According to Diane Blazek, executive director of the National Gardening Bureau, there are 10 to 15 active plant breeders in North America. Michael Dirr has introduced over 100 plants to the horticulture world. Early 20th century plant breeder Luther Burbank introduced over 800 varieties of fruits, vegetables, and flowers.
The performance of each new plant is tested in trial gardens over and over again across the continent in rural, suburban, and urban settings. Candidates are trialed in field and lab settings and judged by horticulturists. The University of Georgia Trial Gardens are famous for the annual and perennial trials started by Allan Armitage ugatrial.hort.uga.edu.
In 2021, Kristen Nobel, vegetable product manager at Harris Seeds in Rochester, NY, trialed 650 vegetable candidates and only selected 55 for introduction. Noble arranges trials with growers and home gardeners around the country.
When breeders have a viable introduction, they engage a broker, aka dealer, to sell their product to professional growers. In North America there are 8,000 growers who sell to retailers including 15,000 garden centers, hundred of online retailers, and thousands of big box stores. Along I-77 just north of Charlotte sits Metrolina Greenhouse, the largest wholesale bedding plant grower in the area selling to big box stores within a 500-mile radius. The broker, Griffin Greenhouse in Massachusetts with 16 satellite sites across the nation, sells green goods to growers and brick and mortar garden centers.

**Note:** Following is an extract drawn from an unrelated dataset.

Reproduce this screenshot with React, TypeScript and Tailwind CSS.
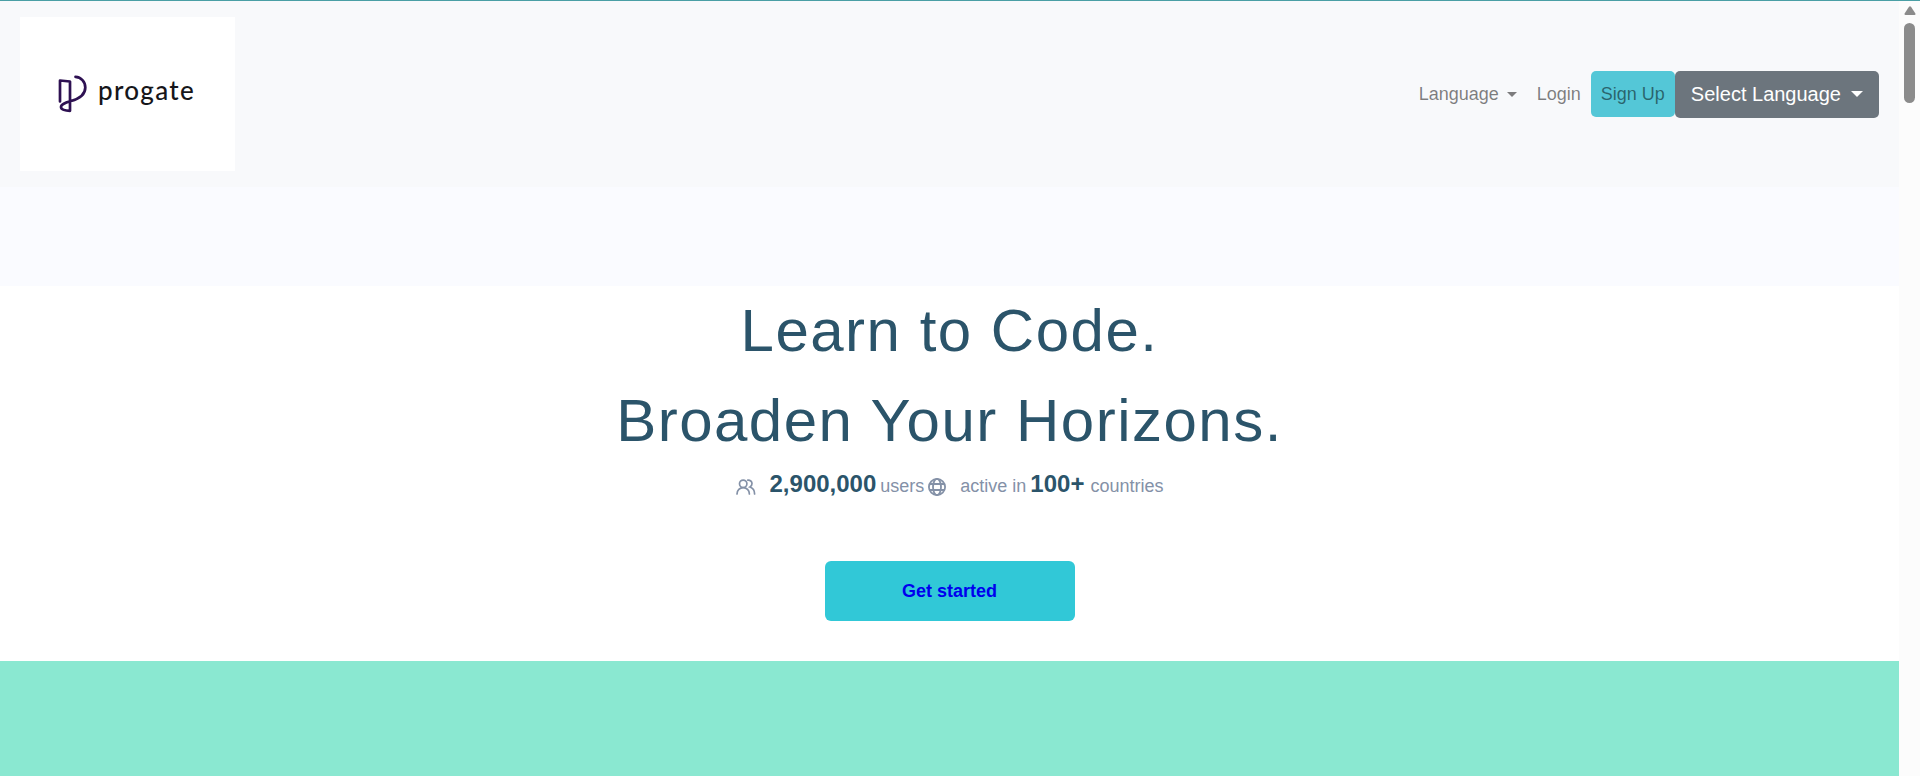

Growers ask brokers, “What’s new this year?” Since growers have only so much space, they prioritize their selections by asking, “Does the plant solve the grower’s problems?” “Will this introduction solve the home owner’s problems?”
“Can I sell this to retailers?”
Hopefully, new introductions arrive at retailers in the nick of time for landscapers and home gardeners to welcome them into the local landscape. The marketplace price for a plant includes multiple years of labor and numerous employees through the supply chain—breeder, broker, grower, and retailer. Home gardeners are beneficiaries of the supply chain network.